Senate Bill Would Repeal Clean Water Act Protections Against Invasive Species
UPDATE: We successfully garnered enough support to stop this bill moving forward. Thank you to our Great Lakes Senators!
The United States Senate is poised to vote on the Coast Guard Authorization Act as early as this week. In its current form, the bill exempts ballast water pollution from Clean Water Act protections.
Ships use ballast water to provide stability and balance while in transit, and invasive species can hitch a ride to new locations as ships discharge ballast into new waters. Currently under the Clean Water Act, the EPA and Coast Guard have integrated national standards that states may choose to make more protective.
The Senate measure would follow movement in Michigan to lower the state’s strict ballast rules to weaker federal standards. Lowering safeguards at the state and federal levels opens up the Great Lakes to new, destructive threats to native ecosystems.
If enacted, this bill would:
- Exempt ballast water discharges from oversight by the Clean Water Act.
- Preclude states from authorizing more stringent ballast water rules.
- Transfer regulatory authority from the Environmental Protection Agency to the Coast Guard, whose purpose is to protect national security, not environmental sustainability.
The direct threats of invasive species include preying on native species, out-competing native species for food or other resources, causing or carrying disease, and preventing native species from reproducing or killing a native species’ young. Some species can damage public water supply and energy infrastructure. It is estimated that 55-70 percent of invasive species in the Great Lakes and 10-50 percent of the invasive species in western North America came from ballast water. Invasive species are virtually impossible to eradicate once established in our waterways, and mitigation efforts are costly and sometimes non-existent.
Aquatic invasive species currently cost the United States $9 billion dollars per year in damage and control costs, including $6.4 billion for Zebra and Quagga mussels alone. The Great Lakes states and Ontario have faced a disproportionate impact from these unwelcome invaders, but regardless of where they originate, invasive species often spread throughout the continent.

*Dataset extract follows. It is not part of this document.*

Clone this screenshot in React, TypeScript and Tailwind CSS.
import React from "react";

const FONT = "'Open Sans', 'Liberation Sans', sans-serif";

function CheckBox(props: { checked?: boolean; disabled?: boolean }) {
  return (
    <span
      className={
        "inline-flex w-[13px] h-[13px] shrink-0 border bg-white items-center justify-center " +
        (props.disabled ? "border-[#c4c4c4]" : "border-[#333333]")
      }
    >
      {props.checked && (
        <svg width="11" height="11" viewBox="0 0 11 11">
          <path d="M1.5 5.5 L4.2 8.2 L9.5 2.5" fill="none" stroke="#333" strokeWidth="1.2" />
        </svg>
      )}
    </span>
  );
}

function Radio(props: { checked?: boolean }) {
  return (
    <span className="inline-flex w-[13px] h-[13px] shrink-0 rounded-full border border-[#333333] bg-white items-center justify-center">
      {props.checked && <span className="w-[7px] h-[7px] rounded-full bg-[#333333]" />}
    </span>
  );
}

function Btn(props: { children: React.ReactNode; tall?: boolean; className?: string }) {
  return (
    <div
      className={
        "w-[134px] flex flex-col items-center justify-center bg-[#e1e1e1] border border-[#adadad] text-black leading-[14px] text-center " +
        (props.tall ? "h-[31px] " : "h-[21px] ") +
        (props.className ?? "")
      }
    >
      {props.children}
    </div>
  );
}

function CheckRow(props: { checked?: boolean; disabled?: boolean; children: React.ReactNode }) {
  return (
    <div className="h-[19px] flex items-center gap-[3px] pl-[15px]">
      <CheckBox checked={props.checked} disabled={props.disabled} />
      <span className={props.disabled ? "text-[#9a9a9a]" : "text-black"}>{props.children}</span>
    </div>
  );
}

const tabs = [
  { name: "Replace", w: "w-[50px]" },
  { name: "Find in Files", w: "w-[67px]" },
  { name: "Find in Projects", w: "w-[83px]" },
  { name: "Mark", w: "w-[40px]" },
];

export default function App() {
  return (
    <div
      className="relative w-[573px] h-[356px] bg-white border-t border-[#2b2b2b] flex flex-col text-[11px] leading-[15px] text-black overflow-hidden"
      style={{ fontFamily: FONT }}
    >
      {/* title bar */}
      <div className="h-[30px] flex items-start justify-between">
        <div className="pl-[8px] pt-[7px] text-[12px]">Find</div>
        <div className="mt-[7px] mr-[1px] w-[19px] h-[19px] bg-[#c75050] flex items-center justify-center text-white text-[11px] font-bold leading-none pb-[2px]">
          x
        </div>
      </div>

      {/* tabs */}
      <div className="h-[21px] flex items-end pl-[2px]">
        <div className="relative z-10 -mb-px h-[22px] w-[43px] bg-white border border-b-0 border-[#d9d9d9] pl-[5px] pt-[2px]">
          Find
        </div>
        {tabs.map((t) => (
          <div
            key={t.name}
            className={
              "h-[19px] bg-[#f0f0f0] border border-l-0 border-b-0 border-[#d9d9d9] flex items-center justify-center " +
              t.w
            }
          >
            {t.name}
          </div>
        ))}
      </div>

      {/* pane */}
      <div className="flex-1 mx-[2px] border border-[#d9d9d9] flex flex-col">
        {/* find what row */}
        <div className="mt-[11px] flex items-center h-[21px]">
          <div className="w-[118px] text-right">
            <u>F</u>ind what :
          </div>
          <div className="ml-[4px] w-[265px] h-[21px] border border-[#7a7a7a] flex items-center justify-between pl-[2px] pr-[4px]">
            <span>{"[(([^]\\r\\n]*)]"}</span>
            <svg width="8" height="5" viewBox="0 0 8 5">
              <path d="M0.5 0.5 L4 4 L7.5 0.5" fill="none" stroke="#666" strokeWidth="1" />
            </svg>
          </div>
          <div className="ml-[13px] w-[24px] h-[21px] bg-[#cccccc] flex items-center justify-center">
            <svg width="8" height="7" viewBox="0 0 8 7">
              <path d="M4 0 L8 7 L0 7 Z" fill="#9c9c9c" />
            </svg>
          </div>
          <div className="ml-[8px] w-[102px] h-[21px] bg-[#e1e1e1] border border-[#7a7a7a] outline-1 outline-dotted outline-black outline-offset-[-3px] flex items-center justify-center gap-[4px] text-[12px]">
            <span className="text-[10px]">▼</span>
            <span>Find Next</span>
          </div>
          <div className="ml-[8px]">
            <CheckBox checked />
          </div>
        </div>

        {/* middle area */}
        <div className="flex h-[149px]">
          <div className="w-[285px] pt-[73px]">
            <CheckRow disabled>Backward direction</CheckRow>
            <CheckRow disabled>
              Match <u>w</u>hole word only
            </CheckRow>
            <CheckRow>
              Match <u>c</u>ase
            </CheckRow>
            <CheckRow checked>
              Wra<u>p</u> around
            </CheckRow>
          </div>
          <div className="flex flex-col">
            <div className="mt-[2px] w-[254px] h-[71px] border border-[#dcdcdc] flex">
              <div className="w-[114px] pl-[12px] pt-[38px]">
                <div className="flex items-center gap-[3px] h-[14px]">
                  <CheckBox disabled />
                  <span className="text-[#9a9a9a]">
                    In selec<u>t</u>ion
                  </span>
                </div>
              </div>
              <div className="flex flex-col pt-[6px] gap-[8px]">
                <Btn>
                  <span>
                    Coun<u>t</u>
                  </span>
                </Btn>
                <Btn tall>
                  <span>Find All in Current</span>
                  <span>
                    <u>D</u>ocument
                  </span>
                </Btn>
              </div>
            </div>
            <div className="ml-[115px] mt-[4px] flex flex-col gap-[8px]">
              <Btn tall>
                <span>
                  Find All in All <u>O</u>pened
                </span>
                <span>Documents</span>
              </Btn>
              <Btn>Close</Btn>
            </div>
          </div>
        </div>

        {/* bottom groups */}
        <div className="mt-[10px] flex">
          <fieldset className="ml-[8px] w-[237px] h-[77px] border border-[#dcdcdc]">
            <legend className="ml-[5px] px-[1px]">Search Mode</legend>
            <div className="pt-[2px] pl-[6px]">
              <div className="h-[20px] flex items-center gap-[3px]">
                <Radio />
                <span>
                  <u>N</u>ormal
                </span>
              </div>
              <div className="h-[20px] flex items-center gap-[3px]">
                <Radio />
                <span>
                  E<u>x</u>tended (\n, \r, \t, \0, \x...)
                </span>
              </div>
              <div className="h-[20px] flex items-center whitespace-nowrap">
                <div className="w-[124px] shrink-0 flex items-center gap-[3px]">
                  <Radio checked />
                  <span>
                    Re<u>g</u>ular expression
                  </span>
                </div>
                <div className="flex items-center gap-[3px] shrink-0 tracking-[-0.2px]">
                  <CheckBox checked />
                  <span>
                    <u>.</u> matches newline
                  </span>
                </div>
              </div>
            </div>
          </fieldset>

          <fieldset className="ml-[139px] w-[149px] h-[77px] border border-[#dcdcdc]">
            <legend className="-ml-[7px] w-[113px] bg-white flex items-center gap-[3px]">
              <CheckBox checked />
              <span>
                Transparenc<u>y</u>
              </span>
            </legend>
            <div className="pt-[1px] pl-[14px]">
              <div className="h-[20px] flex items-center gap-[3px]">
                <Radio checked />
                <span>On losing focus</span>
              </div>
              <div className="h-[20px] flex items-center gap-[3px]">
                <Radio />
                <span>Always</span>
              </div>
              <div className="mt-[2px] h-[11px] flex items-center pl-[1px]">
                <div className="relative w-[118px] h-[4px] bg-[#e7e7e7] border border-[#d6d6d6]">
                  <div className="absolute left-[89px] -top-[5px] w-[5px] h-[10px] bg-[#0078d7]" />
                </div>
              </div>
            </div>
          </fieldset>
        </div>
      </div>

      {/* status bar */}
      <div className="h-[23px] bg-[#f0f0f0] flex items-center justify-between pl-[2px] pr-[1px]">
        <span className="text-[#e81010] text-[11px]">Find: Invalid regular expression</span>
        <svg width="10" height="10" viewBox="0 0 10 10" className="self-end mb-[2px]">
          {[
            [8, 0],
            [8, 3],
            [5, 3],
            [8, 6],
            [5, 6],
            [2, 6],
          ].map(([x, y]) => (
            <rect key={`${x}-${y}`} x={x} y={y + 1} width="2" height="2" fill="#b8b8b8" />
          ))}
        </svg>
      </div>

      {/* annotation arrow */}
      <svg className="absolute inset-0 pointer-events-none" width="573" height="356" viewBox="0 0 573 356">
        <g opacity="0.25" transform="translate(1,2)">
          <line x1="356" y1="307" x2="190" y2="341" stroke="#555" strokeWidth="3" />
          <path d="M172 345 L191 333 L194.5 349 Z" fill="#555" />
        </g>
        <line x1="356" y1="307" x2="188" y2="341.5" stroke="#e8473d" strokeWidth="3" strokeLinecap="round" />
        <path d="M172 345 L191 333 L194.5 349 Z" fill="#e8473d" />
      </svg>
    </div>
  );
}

We believe any federal rule changes should:
- Maintain the rights of states to enact and enforce state laws under the Clean Water Act, particularly with regard to drinking water and fisheries.
- Ensure that any federal standard has a clear and expedient process that allows for improvements over time, while providing States a strong role in developing, implementing, and reviewing federal standards.
- Maintain that the agency most equipped to set science-based water quality standards – the U.S. EPA – be allowed to continue to do so.